The data we see from elasticsearch are its logic level. The real search magic performs at lucene index level. This means every single elasticsearch document type have multiple lucene indexes underneath. (the more complex document gets, the more lucene index needed to be created)

So, when deletion happens, it will cause a large index segmentation. (especially on bulk delete like ttl). You could adjusting the merge.interval to making merge on elasticsearch more frequently. But, such change in elasticsearch config is not recommended, and may comes with bad side effects.

Here is a great blog post of TTL, understanding the reason behind this deprecation is helpful. (https://www.elastic.co/blog/ttl-documents-shield-and-found).

Shards and data growth:

The benefits of having time based indices is not limited to data expiring and deletion.

Once your elasticsearch cluster start accepting data, it become LIVE.

Here comes the problem. Some or most times we fail in estimating the scale of our data, and making sense of the data we collected. It normally take a few try to get things right.

In elasticsearch, you can decide shard number only at the creation of your index. As your cluster data size grows, this could leads to scalability problem. Reindexing can help the problem, but we don’t want to do that as a routine, moving tons of data is stressful.

You might already heard “over-sharding” to accommodate data growth. But, this means you will going to pay the “over sharding tax”, from day one, even with little data. and secondly, there is no index can take in data forever.

Lets have a look, how elasticsearch handles query first

When client making a query, multiple threads will query through each shards of the index(es). Then it will merge its results, and finally return response back to the client as a single response. When you have a huge amount of data, you would want to have a beefy machine to vertically scale up your es. The shards number will decide the number of threads or CPU cores your elastic engine can utilise. Thus the level of parallelism of your query could be.

With time based index, it create new indexes based on time interval. So your shards number grows along with your data over time. so you dont pay penalty of over sharding up front. and based on the data volume, you could move to a more powerful instance and enjoy more cpus when needed.

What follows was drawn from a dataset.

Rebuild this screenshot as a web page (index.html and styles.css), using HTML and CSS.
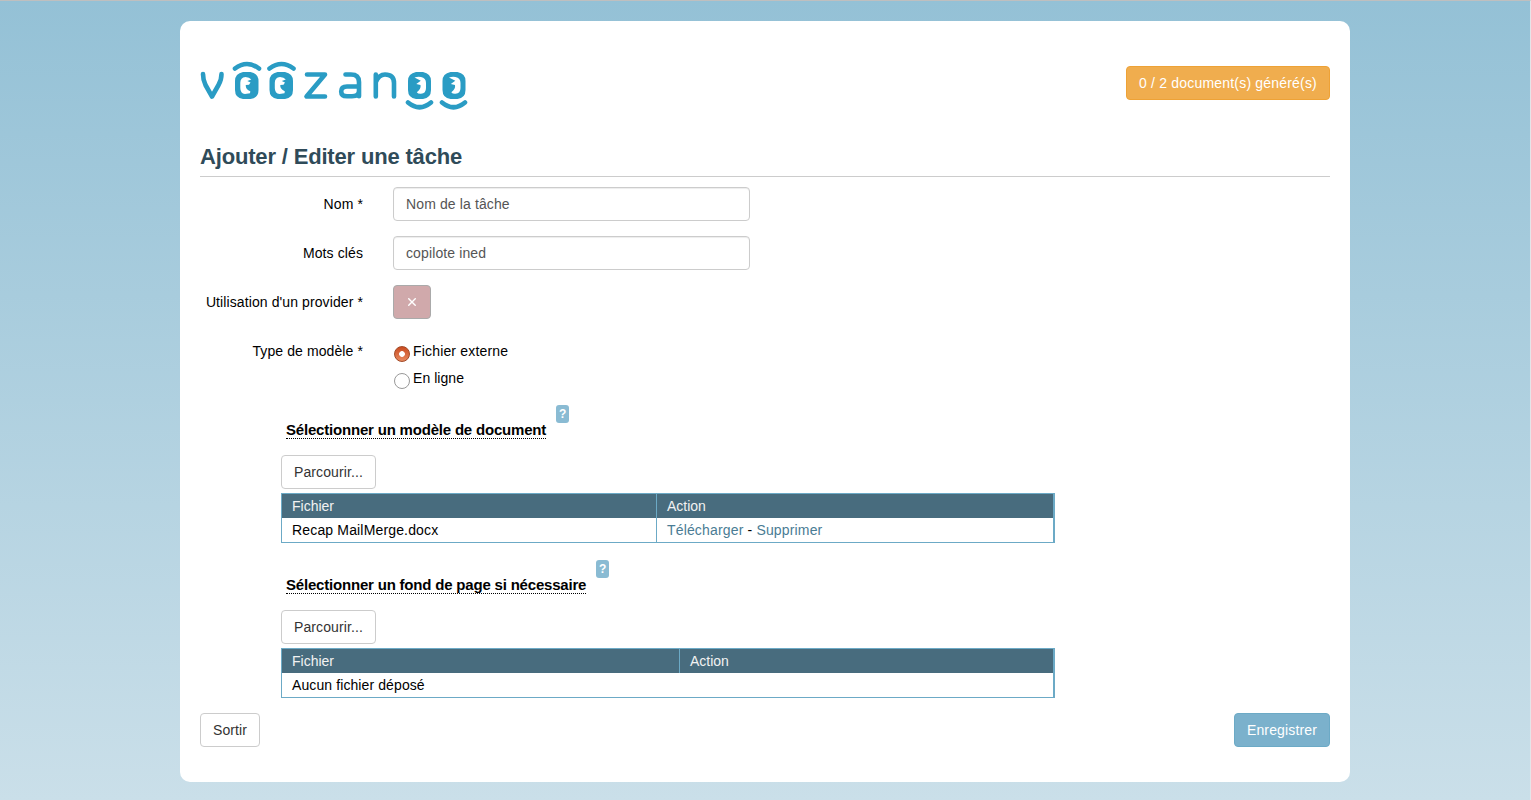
FILE: index.html
```
<!DOCTYPE html>
<html lang="fr">
<head>
<meta charset="utf-8">
<title>Voozanoo</title>
<link rel="stylesheet" href="styles.css">
</head>
<body>
<main class="page">
  <header class="header">
    <svg class="logo" viewBox="200 60 270 52" role="img" aria-label="voozanoo">
      <g class="logo-line">
        <path d="M203 74 Q203 80 205.500 85 L212 96.500 L218.500 85 Q221.500 80 221.500 74"/>
        <path d="M307 74.500 H325 L306.500 96.500 H325"/>
        <path d="M345.500 74.500 H351 Q359 74.500 359 82 V96.300 M359 86.500 H347 Q341.200 86.500 341.200 91.500 Q341.200 96.300 347 96.300 H352 Q359 96.300 359 91"/>
        <path d="M375.800 74.500 V96.500 M375.800 82 Q379 74.500 385 74.500 Q394 74.500 394 83 V96.500"/>
        <path d="M235 68.500 Q247 59.500 259 68.500 M269.500 68.500 Q281.500 59.500 293.500 68.500"/>
        <path d="M408 102.500 Q419.500 112 431 102.500 M442 102.500 Q453.500 112 465 102.500"/>
      </g>
      <g class="logo-eye">
        <path id="eye-left" fill-rule="evenodd" d="M243 72H250.500Q258.500 73.500 258.500 81V90Q258.500 98 250.500 99H243Q235 98 235 90V81Q235 73.500 243 72ZM245.500 77Q240.300 77.500 240.300 83V88Q240.300 93.500 245 94L250 93.200L250.300 91.300Q245.300 89 245.800 85L249 84.700L250.500 82.500L247.300 81L251.300 79.500Q249.500 77 245.500 77Z"/>
        <use href="#eye-left" x="34.500"/>
        <path id="eye-right" fill-rule="evenodd" d="M416 72H423Q431 73.500 431 81V90Q431 98 423 99H416Q408 98 408 90V81Q408 73.500 416 72ZM414.500 77.500L420.800 80.700L416.300 84L420.500 85Q421.300 89 416.800 92.300Q418 94 421 93.800Q426 93.500 426 88V83Q426 78 421 77Q417.500 76.500 414.500 77.500Z"/>
        <use href="#eye-right" x="34.500"/>
      </g>
    </svg>
    <span class="btn btn-warning">0 / 2 document(s) généré(s)</span>
  </header>
  <h1 class="title">Ajouter / Editer une tâche</h1>
  <form class="form">
    <div class="row">
      <label class="label" for="name">Nom *</label>
      <input class="input" id="name" type="text" value="Nom de la tâche">
    </div>
    <div class="row">
      <label class="label" for="tags">Mots clés</label>
      <input class="input" id="tags" type="text" value="copilote ined">
    </div>
    <div class="row">
      <span class="label">Utilisation d'un provider *</span>
      <button class="btn btn-toggle" type="button" aria-label="Non"><svg class="cross" viewBox="0 0 8 8"><path d="M0.300 0.300 L7.700 7.700 M7.700 0.300 L0.300 7.700"/></svg></button>
    </div>
    <div class="row row-radios">
      <span class="label">Type de modèle *</span>
      <div class="radios">
        <label class="radio"><span class="dot dot-on"></span>Fichier externe</label>
        <label class="radio radio-tight"><span class="dot"></span>En ligne</label>
      </div>
    </div>
    <section class="upload">
      <div class="heading"><h2 class="subtitle">Sélectionner un modèle de document</h2><span class="help">?</span></div>
      <button class="btn" type="button">Parcourir...</button>
      <div class="table table-model">
        <div class="cell head">Fichier</div><div class="cell head">Action</div>
        <div class="cell">Recap MailMerge.docx</div><div class="cell"><a class="link">Télécharger</a> - <a class="link">Supprimer</a></div>
      </div>
    </section>
    <section class="upload">
      <div class="heading"><h2 class="subtitle">Sélectionner un fond de page si nécessaire</h2><span class="help">?</span></div>
      <button class="btn" type="button">Parcourir...</button>
      <div class="table table-background">
        <div class="cell head">Fichier</div><div class="cell head">Action</div>
        <div class="cell wide">Aucun fichier déposé</div>
      </div>
    </section>
    <footer class="footer">
      <button class="btn" type="button">Sortir</button>
      <button class="btn btn-primary" type="button">Enregistrer</button>
    </footer>
  </form>
</main>
</body>
</html>
```
FILE: styles.css
```
* { box-sizing: border-box; }

body {
  margin: 0;
  height: 800px;
  padding: 20px 180px 0;
  border-top: 1px solid #bfbfbf;
  border-right: 1px solid #e4e4e8;
  overflow: hidden;
  background: linear-gradient(#94c1d6, #cadfe9);
  color: #000;
  font: 14px/20px "Liberation Sans", Arial, sans-serif;
}

.page {
  width: 1170px;
  height: 761px;
  padding: 39px 20px 0;
  border-radius: 10px;
  background: #fff;
}

.header {
  display: flex;
  justify-content: space-between;
  align-items: flex-start;
  height: 84px;
}

.logo { width: 270px; height: 52px; }
.logo-line {
  fill: none;
  stroke: #2a9cc4;
  stroke-width: 4.6;
  stroke-linecap: round;
  stroke-linejoin: round;
}
.logo-eye { fill: #2a9cc4; }

.btn {
  display: inline-flex;
  align-items: center;
  justify-content: center;
  height: 34px;
  padding: 0 12px;
  border: 1px solid #ccc;
  border-radius: 4px;
  background: #fff;
  color: #333;
  font: inherit;
  letter-spacing: 0.1px;
  white-space: nowrap;
}
.btn-warning {
  width: 204px;
  margin-top: 6px;
  border-color: #eea236;
  background: #f0ad4e;
  color: #fff;
  letter-spacing: 0.19px;
}
.btn-toggle {
  width: 38px;
  border-color: #aaa;
  background: #d0a9ab;
}
.btn-primary {
  width: 96px;
  border-color: #6caac6;
  background: #7bb1cc;
  color: #fff;
  letter-spacing: 0.15px;
}

.cross { width: 8px; height: 8px; stroke: #fff; stroke-width: 1.4; }

.title {
  height: 33px;
  margin: 0 0 10px;
  border-bottom: 1px solid #ccc;
  color: #2f4b59;
  font-size: 22px;
  line-height: 26px;
  letter-spacing: -0.17px;
}

.row { display: flex; gap: 30px; height: 34px; margin-bottom: 15px; }
.label {
  width: 163px;
  padding-top: 7px;
  letter-spacing: 0.1px;
  text-align: right;
  white-space: nowrap;
}
.input {
  width: 357px;
  height: 34px;
  padding: 0 12px;
  border: 1px solid #ccc;
  border-radius: 4px;
  box-shadow: inset 0 1px 1px rgba(0, 0, 0, 0.075);
  color: #555;
  font: inherit;
  letter-spacing: 0.12px;
}

.row-radios { height: 71px; margin-bottom: 0; }
.radios { display: grid; grid-auto-rows: 27px; padding-top: 7px; }
.radio { display: flex; gap: 3px; padding-left: 1px; letter-spacing: 0.17px; }
.radio-tight { letter-spacing: 0.05px; }
.dot {
  width: 16px;
  height: 16px;
  margin-top: 5px;
  border: 1px solid #999;
  border-radius: 50%;
  background: #fff;
}
.dot-on {
  border-color: #a24926;
  background: radial-gradient(circle, #fff 2.5px, transparent 3.2px), linear-gradient(#c94b20, #e88a5f);
}

.upload { width: 774px; height: 155px; margin-left: 81px; }
.heading { display: flex; height: 50px; padding-left: 5px; }
.subtitle {
  height: 18px;
  margin: 16px 0 0;
  border-bottom: 1px dotted #000;
  font-size: 15px;
  line-height: 18px;
  letter-spacing: -0.195px;
}
.help {
  width: 13px;
  height: 18px;
  margin-left: 10px;
  border-radius: 3px;
  background: #8abbd3;
  color: #fff;
  font-size: 12px;
  font-weight: bold;
  line-height: 18px;
  text-align: center;
}

.table {
  display: grid;
  grid-template-rows: 24px 24px;
  width: 774px;
  height: 50px;
  margin-top: 4px;
  border: 1px solid #6caac6;
  border-right-width: 2px;
}
.table-model { grid-template-columns: 375px 1fr; }
.table-background { grid-template-columns: 398px 1fr; }
.cell { padding-left: 10px; line-height: 24px; letter-spacing: 0.16px; }
.cell:nth-child(odd) { border-right: 1px solid #6caac6; }
.head { background: #486c7e; color: #f2f2f2; letter-spacing: 0; }
.cell.wide { grid-column: 1 / -1; border-right: 0; letter-spacing: 0.1px; }
.link { color: #4a7c94; }

.footer { display: flex; justify-content: space-between; margin-top: -2px; }
```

single index vs multiple index

From client point of view, they dont need to know how your index is structured but an alias.

as you can see, once indexes is behind the alias we can start creating index based on interval we want. It could be weekly, or monthly, or yearly, take your pick. we dont need to assign huge amount of the shards to each index anymore, as now our query is against alias. the shards will grow as data grows.

So how about wirtes?

Once you start looking your data from a timely fashion. you can then start define some straight forward writing logic. Of course it is very important to make sure future index and mapping is ready before indexing.

Take logging for example, new data is coming in every seconds. Every time data coming in, we have the timestamp for deciding the writing index. on Live service is very unlikely we need to create log for yesterday. So we will have only 1 active writing index at any given time, which is based on the time of NOW. As time go by, active writing index will move forward. and past writing index will be come a read only index, in a immutable state.

by the end of your data retention period, you can easily remove expired index from alias.

Then what about restore and reindexing?

Bad things happens, say you lost your es as well as your backup… (ouch!) but lucky you have your Kinesis stream (or SqlServer) to replay all your data in past X days/months. as long as you have your timestamp handy, you can index your data to the according index. same as the way as you indexing based on datetime.now. such technique would also help you when your want to change your index configuration. i.e. change index interval from weekly base into monthly base.

As a side effect, here is another benefit: Our data is being sliced up into smaller indices. so we only have one index is active indexing data. This makes moving large amount of data more manageable and much less stressful in prod environment.

Similar logic could also apply to fine tune your query request, so you don’t need to always query against alias, but a smaller sections of indexes if you know the time period you looking for.

Don’t over use:

Large number of shards would making result merging expensive. This could result poor performance if you are not careful. A large number of shards also means larger number of queries, this could leads to maxing out query queue on your es.

So there are 4 factors we always need to consider :

1. volume of data

2. performance / response time

3. load of read and writes

4. cost of hosting

How much performance improvement can a higher spec hardware bring us. vs, scale out horizontally. (if you want to handle more requests, adding more nodes might be a easier way)

merging cost of response from shards vs parallelism. based on the volume of the data and in different queries the result might vary.

So, There is no silver bullet, there is try and error as always.